Below, we have listed some frequently asked questions around interview transcription, providing some tips and advice on how to make the process even more efficient as well as some other basic info for new transcribers.

How Long Does it Take to Transcribe Audio Files?

On average, it is said to take around four minutes to transcribe one minute of audio content. So, for a fifteen-minute interview, you will need to set aside around an hour for transcription. It’s important to note, though, that this is simply for the actual transcription itself. You will also need to account for the time spent choosing your style and format, and editing and proofreading your transcript.

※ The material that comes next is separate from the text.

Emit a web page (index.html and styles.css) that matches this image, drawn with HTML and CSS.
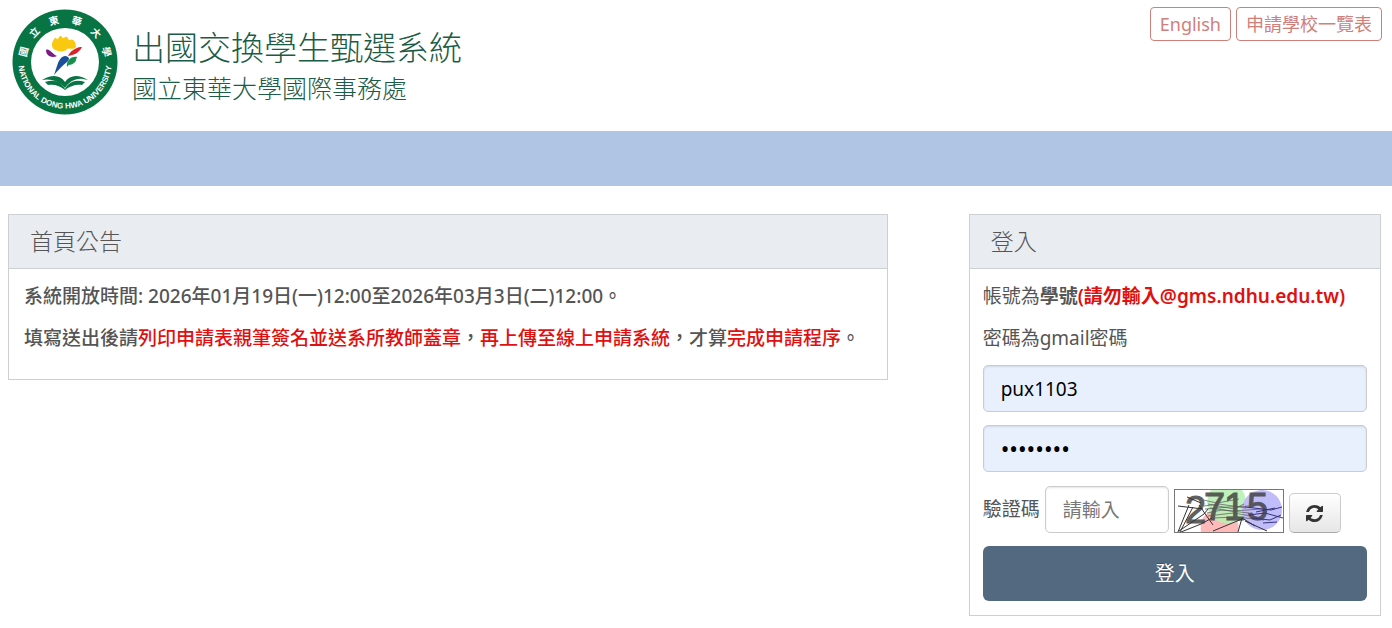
FILE: index.html
```html
<!DOCTYPE html>
<html lang="zh-Hant">
<head>
<meta charset="UTF-8">
<meta name="viewport" content="width=device-width, initial-scale=1.0">
<title>出國交換學生甄選系統</title>
<link rel="stylesheet" href="styles.css">
</head>
<body>
<header class="header">
<svg class="logo" viewBox="0 0 106 106" role="img" aria-label="國立東華大學">
<circle cx="53" cy="53" r="52.5" fill="#087443"/>
<circle cx="53" cy="53" r="34" fill="#fff"/>
<path id="ring" d="M6.500 53A46.500 46.500 0 0 0 99.500 53" fill="none"/>
<text class="logo-en"><textPath href="#ring" startOffset="50%">NATIONAL DONG HWA UNIVERSITY</textPath></text>
<g class="logo-zh">
<text x="53" y="14" transform="rotate(-76 53 53)">國</text>
<text x="53" y="14" transform="rotate(-46 53 53)">立</text>
<text x="53" y="14" transform="rotate(-15 53 53)">東</text>
<text x="53" y="14" transform="rotate(16 53 53)">華</text>
<text x="53" y="14" transform="rotate(47 53 53)">大</text>
<text x="53" y="14" transform="rotate(76 53 53)">學</text>
</g>
<path fill="#f9c911" d="M43 41C38 38 40 32 43 29C44 28 45 31 46 30C47 27 49 26 50 28C51 31 53 27 55 28C57 29 56 32 58 31C61 29 64 33 64 38C61 42 57 38 55 40C52 44 47 42 43 41Z"/>
<path fill="#7b1b86" d="M34 41C37 39 40 45 45 47C41 49 34 48 34 41Z"/>
<path fill="#d8232f" d="M70 38C65 37 57 43 56 47C62 46 67 44 70 38Z"/>
<path fill="#1b4f9c" d="M56 48C51 45 48 50 46 54L42 66C46 61 50 57 55 53C58 50 57 49 56 48Z"/>
<path fill="#16914b" d="M65 48C59 47 54 52 55 58C58 54 59 57 62 54C64 53 64 50 65 48Z"/>
<path fill="#087443" d="M30 71C40 65 48 66 53 73C58 66 66 65 76 71L71 70C63 69 57 73 53 79C48 73 40 69 30 71Z"/>
<path fill="#087443" d="M33 73C43 70 49 73 53 80C57 73 63 70 73 73L70 76C64 75 58 77 53 81C48 77 43 75 36 76Z"/>
</svg>
<div class="brand">
<h1>出國交換學生甄選系統</h1>
<h2>國立東華大學國際事務處</h2>
</div>
<nav class="links">
<a class="link-btn" href="#">English</a>
<a class="link-btn" href="#">申請學校一覽表</a>
</nav>
</header>
<div class="navbar"></div>
<main class="content">
<section class="panel">
<h3 class="panel-title">首頁公告</h3>
<div class="panel-body news">
<p>系統開放時間: 2026年01月19日(一)12:00至2026年03月3日(二)12:00。</p>
<p>填寫送出後請<span class="red">列印申請表親筆簽名並送系所教師蓋章</span>，<span class="red">再上傳至線上申請系統</span>，才算<span class="red">完成申請程序</span>。</p>
</div>
</section>
<section class="panel">
<h3 class="panel-title">登入</h3>
<form class="panel-body login">
<div class="notes">
<p>帳號為<b>學號<span class="red">(請勿輸入@gms.ndhu.edu.tw)</span></b></p>
<p>密碼為gmail密碼</p>
</div>
<input class="field filled" type="text" name="account" aria-label="帳號" value="pux1103">
<input class="field filled password" type="password" name="password" aria-label="密碼" value="password">
<div class="captcha-row">
<label for="captcha">驗證碼</label>
<input class="field captcha-input" type="text" id="captcha" placeholder="請輸入">
<svg class="captcha" viewBox="0 0 110 44" role="img" aria-label="驗證碼圖片">
<rect x="0" y="0" width="110" height="44" fill="#fff"/>
<path fill="#ffb9b9" d="M27 43C25 30 32 21 45 21S67 32 64 43Z"/>
<path fill="#b9eeb4" fill-opacity=".9" d="M37 1H68C74 9 73 24 66 31C58 37 44 35 37 27C32 19 32 8 37 1Z"/>
<circle cx="88" cy="21" r="20" fill="#c1bcfa"/>
<g class="captcha-digits">
<text x="11" y="34">2</text>
<text x="30" y="31">7</text>
<text x="50" y="31">1</text>
<text x="73" y="31">5</text>
</g>
<g fill="none" stroke="#333" stroke-width="1">
<path d="M4 43L15 16M6 43L19 18M5 42L30 25L34 20M7 43L27 35L38 29M4 17L29 20M13 8L27 14M25 16L39 36M39 42L68 30M64 43L68 29L81 37M71 32L93 42"/>
<path stroke="#555" stroke-opacity=".7" d="M29 11L43 14L65 10M30 17L45 15L72 19M31 20L55 18L78 17M33 24L48 21L75 24M34 27L59 24L83 28M36 19L58 22L88 20M34 15L60 20L70 15M38 29L62 28L90 31"/>
<path stroke="#34347a" d="M71 18L97 21L108 18M75 26L91 24L109 29M78 29L96 31L107 26M82 23L101 19M89 34L103 33"/>
</g>
<rect x="0.5" y="0.5" width="109" height="43" fill="none" stroke="#777"/>
</svg>
<button class="refresh" type="button" aria-label="重新整理驗證碼">
<svg viewBox="0 0 1536 1536" aria-hidden="true"><path d="M1511 928q0 5-1 7-64 268-268 434.5t-478 166.500q-146 0-282.500-55t-243.500-157l-129 129q-19 19-45 19t-45-19-19-45v-448q0-26 19-45t45-19h448q26 0 45 19t19 45-19 45l-137 137q71 66 161 102t187 36q134 0 250-65t186-179q11-17 53-117 8-23 30-23h192q13 0 22.500 9.500t9.500 22.500zm25-800v448q0 26-19 45t-45 19h-448q-26 0-45-19t-19-45 19-45l138-138q-148-137-349-137-134 0-250 65t-186 179q-11 17-53 117-8 23-30 23h-199q-13 0-22.500-9.500t-9.500-22.500v-7q65-268 270-434.500t480-166.500q146 0 284 55.500t245 156.500l130-129q19-19 45-19t45 19 19 45z"/></svg>
</button>
</div>
<button class="submit" type="submit">登入</button>
</form>
</section>
</main>
</body>
</html>
```
FILE: styles.css
```css
* {
  box-sizing: border-box;
}

body {
  margin: 0;
  background: #fff;
  color: #555;
  font-family: "Noto Sans", "Noto Sans CJK TC", sans-serif;
  font-size: 19px;
  line-height: 28px;
}

h1, h2, h3, p {
  margin: 0;
  font-weight: 300;
}

p {
  font-weight: 400;
}

/* header */
.header {
  display: flex;
  align-items: flex-start;
  padding: 7px 10px 14px 12px;
}

.logo {
  width: 106px;
  height: 106px;
  margin: 2px 14px 2px 0;
}

.logo-en {
  font-family: "Liberation Sans", sans-serif;
  font-size: 8px;
  font-weight: bold;
  text-anchor: middle;
  fill: #fff;
}

.logo-zh {
  font-size: 10px;
  font-weight: bold;
  text-anchor: middle;
  fill: #fff;
}

.brand {
  padding-top: 20px;
  color: #1c5c46;
}

.brand h1 {
  font-size: 33px;
  line-height: 41px;
}

.brand h2 {
  font-size: 25px;
  line-height: 41px;
}

.links {
  display: flex;
  gap: 5px;
  margin-left: auto;
}

.link-btn {
  padding: 2px 9px;
  border: 1px solid #d0807a;
  border-radius: 4px;
  color: #d0807a;
  font-size: 18px;
  text-decoration: none;
}

.navbar {
  height: 55px;
  background: #b0c4e4;
}

/* panels */
.content {
  display: grid;
  grid-template-columns: 64fr 30fr;
  gap: 81px;
  align-items: start;
  padding: 28px 11px 12px 8px;
}

.panel {
  border: 1px solid #ccd0d5;
}

.panel-title {
  padding: 0 21px;
  border-bottom: 1px solid #ccd0d5;
  background: #e9ecf1;
  font-size: 23px;
  line-height: 53px;
}

.panel-body {
  padding: 13px;
}

.news {
  padding-left: 15px;
}

.news p {
  margin-bottom: 14px;
  font-weight: 500;
}

.red {
  color: #e01010;
}

.login {
  display: flex;
  flex-direction: column;
  gap: 13px;
  padding-bottom: 14px;
}

.notes p + p {
  margin-top: 14px;
}

.login b {
  font-weight: 600;
}

.field {
  width: 100%;
  height: 47px;
  padding: 0 17px;
  border: 1px solid #ccc;
  border-radius: 5px;
  box-shadow: inset 0 1px 2px rgba(0, 0, 0, 0.1);
  background: #fff;
  font: inherit;
  line-height: 45px;
}

.filled {
  background: #e8f0fe;
  color: #000;
}

.password {
  font-size: 23px;
}

.captcha-row {
  display: flex;
  align-items: flex-end;
  gap: 5px;
  padding-top: 1px;
}

.captcha-row label {
  line-height: 47px;
}

.captcha-input {
  width: 124px;
}

.captcha-input::placeholder {
  color: #777;
}

.captcha {
  width: 110px;
  height: 44px;
  overflow: visible;
}

.captcha-digits {
  font-family: "Liberation Sans", sans-serif;
  font-size: 38px;
  stroke: #444;
  fill: #444;
  opacity: 0.85;
}

.refresh {
  display: flex;
  align-items: center;
  justify-content: center;
  width: 52px;
  height: 40px;
  border: 1px solid #ccc;
  border-bottom-color: #aaa;
  border-radius: 5px;
  background: linear-gradient(#fff, #e6e6e6);
}

.refresh svg {
  width: 17px;
  height: 17px;
  fill: #333;
}

.submit {
  height: 55px;
  border: 0;
  border-radius: 6px;
  background: #526980;
  color: #fff;
  font: inherit;
  font-size: 20px;
  text-shadow: 0 -1px 0 rgba(0, 0, 0, 0.25);
}
```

Bear in mind that the transcription time is likely to fluctuate depending on your own skill level, the quality and content of the audio file, and the transcription style you are using. Typically, intelligent transcription will take a little longer as the transcriber is required to edit and paraphrase for clarity and readability.

Are There Any Ways to Make Transcription Easier?

Investing in some good-quality equipment can significantly increase the speed of the transcription process. Most transcribers will use a foot pedal which lets them control the audio file without having to stop typing or use their hands at all. Transcription foot pedals let you pause, play, rewind and fast-forward audio files using your foot and can seriously improve your efficiency.

A good headset or pair of headphones will also make it much easier to hear the audio file clearly and will remove any background noises that may be interfering with your concentration or focus.

An ergonomic keyboard is by no means a necessity, but it may help you to type more comfortably and for longer periods of time.

Finally, you can improve your typing speed and, in turn, increase your transcription skills by completing regular typing tests and training sessions. You can find a huge number of these free programs online.

Can I Get Paid to Transcribe Audio Files?

Yes! There are lots of people getting paid for their transcription skills. It is a super popular way of earning some extra money and for lots of people, it is lucrative enough to become their sole source of income.

There are lots of transcription platforms or freelancer sites online where remote workers can find transcription work. From entry-level to expert jobs, there is something for everyone, regardless of experience or skill level.

Final Thoughts on How to Transcribe an Interview

This step-by-step guide on how to transcribe an interview should provide you with all the information you need to get started on your transcription journey and efficiently and accurately transcribe any interview documents that you need.

If you’re looking to take your transcription career more seriously, you might also consider investing in some of the tools and equipment listed in the FAQ section of this article to up your game and increase your efficiency significantly.